• Task brief
Collect every line that includes the string "index".

• Stored records
* start *
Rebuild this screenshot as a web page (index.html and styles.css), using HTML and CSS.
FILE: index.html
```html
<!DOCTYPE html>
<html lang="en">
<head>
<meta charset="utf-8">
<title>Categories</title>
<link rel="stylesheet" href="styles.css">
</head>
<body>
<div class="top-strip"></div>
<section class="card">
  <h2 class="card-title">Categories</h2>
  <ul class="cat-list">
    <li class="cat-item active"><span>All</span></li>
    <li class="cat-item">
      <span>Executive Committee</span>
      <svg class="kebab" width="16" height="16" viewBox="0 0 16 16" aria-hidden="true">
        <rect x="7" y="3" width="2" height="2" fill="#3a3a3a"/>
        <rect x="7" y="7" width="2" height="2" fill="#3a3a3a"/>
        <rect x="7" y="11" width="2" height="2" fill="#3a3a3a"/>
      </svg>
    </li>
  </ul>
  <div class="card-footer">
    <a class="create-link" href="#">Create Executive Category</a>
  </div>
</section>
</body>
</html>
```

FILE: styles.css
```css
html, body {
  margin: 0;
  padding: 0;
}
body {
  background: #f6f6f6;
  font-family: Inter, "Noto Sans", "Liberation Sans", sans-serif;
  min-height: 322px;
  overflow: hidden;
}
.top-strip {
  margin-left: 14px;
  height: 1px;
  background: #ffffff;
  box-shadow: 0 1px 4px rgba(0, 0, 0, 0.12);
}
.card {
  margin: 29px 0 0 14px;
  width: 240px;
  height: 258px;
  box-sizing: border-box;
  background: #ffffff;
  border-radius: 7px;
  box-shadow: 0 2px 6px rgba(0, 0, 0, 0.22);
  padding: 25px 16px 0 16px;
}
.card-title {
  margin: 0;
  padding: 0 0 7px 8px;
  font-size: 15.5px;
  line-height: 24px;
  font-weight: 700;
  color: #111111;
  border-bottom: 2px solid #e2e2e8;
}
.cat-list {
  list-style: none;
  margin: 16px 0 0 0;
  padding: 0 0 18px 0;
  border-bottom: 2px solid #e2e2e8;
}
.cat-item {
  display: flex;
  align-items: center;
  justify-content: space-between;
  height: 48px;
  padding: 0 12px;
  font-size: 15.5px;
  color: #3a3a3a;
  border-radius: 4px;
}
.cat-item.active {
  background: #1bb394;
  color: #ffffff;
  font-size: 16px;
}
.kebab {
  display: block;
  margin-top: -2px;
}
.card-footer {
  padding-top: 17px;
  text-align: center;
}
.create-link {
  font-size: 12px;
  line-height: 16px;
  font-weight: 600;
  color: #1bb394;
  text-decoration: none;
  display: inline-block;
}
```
* end *
* start *
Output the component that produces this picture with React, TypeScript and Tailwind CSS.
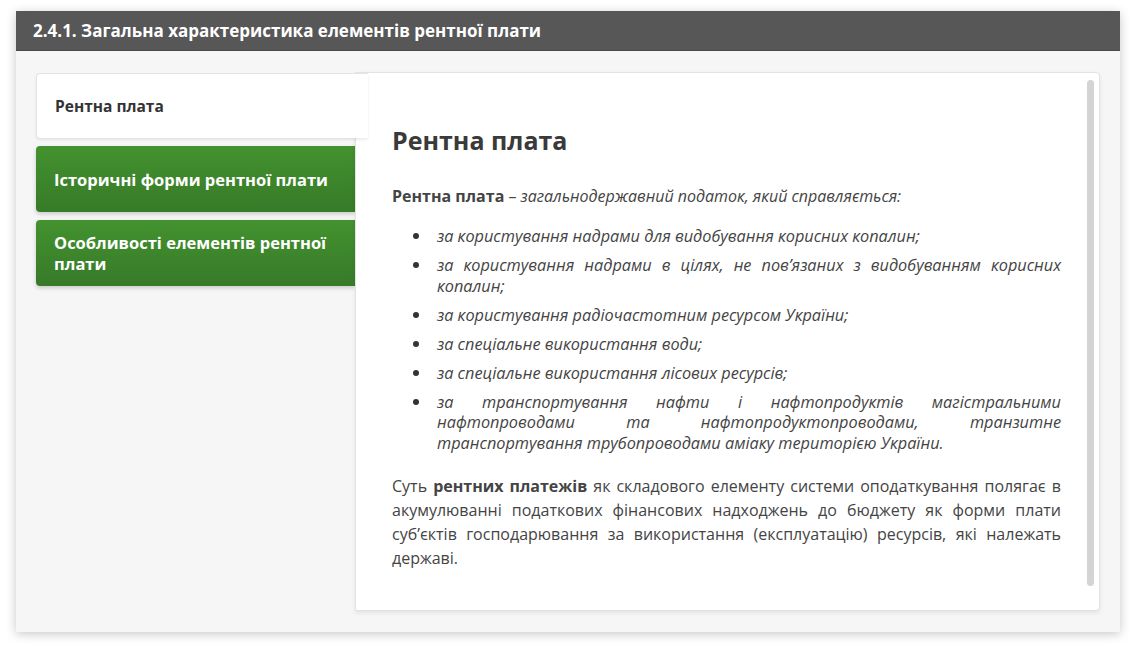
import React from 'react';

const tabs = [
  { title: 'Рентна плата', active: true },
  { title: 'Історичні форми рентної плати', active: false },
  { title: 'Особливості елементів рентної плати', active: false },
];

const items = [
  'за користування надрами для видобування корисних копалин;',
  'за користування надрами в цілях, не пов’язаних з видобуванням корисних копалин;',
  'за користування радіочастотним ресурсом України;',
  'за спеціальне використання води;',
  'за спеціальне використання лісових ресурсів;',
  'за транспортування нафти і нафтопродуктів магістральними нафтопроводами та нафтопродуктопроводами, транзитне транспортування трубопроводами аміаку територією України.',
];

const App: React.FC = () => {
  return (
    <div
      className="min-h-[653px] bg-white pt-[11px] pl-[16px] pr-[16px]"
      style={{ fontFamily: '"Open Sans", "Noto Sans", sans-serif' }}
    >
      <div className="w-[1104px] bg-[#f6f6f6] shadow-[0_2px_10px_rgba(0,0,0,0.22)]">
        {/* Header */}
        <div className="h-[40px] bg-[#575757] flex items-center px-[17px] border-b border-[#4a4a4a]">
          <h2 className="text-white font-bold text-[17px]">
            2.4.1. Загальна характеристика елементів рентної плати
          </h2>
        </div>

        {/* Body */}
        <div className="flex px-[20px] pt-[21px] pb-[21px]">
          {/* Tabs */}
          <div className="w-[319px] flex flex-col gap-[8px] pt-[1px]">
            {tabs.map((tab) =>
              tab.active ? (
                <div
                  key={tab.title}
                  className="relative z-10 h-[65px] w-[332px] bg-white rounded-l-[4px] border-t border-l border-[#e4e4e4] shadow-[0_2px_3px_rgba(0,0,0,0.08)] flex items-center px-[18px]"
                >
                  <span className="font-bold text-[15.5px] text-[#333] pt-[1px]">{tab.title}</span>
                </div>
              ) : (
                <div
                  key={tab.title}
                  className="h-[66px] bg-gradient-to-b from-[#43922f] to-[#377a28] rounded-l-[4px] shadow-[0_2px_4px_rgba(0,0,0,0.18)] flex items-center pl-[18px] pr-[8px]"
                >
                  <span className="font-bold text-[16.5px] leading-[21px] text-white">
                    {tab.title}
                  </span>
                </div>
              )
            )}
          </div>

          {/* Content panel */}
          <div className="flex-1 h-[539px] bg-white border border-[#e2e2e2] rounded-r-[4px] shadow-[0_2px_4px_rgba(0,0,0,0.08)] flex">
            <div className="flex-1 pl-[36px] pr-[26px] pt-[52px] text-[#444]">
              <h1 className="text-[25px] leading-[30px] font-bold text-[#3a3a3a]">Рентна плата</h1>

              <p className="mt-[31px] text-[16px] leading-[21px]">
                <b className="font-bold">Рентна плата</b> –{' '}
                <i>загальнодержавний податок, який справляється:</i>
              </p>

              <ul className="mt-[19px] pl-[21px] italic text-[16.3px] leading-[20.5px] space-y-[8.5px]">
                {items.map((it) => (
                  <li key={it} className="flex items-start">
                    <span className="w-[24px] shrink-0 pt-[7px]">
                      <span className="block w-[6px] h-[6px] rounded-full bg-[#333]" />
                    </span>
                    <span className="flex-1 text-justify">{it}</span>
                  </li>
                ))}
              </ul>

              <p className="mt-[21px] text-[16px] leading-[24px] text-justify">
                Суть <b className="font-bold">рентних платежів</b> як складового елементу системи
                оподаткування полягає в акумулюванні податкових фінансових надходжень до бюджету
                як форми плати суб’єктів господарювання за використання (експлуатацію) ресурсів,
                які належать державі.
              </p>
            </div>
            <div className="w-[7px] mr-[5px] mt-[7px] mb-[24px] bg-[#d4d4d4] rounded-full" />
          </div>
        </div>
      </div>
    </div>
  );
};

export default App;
* end *
* start *
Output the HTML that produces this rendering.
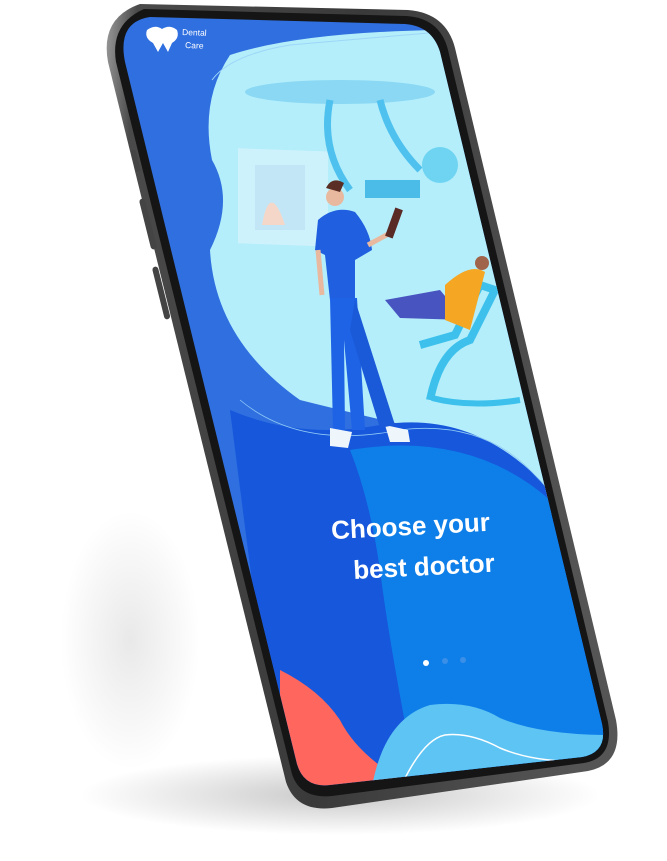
* end *
• Reply to the task
Rebuild this screenshot as a web page (index.html and styles.css), using HTML and CSS.
FILE: index.html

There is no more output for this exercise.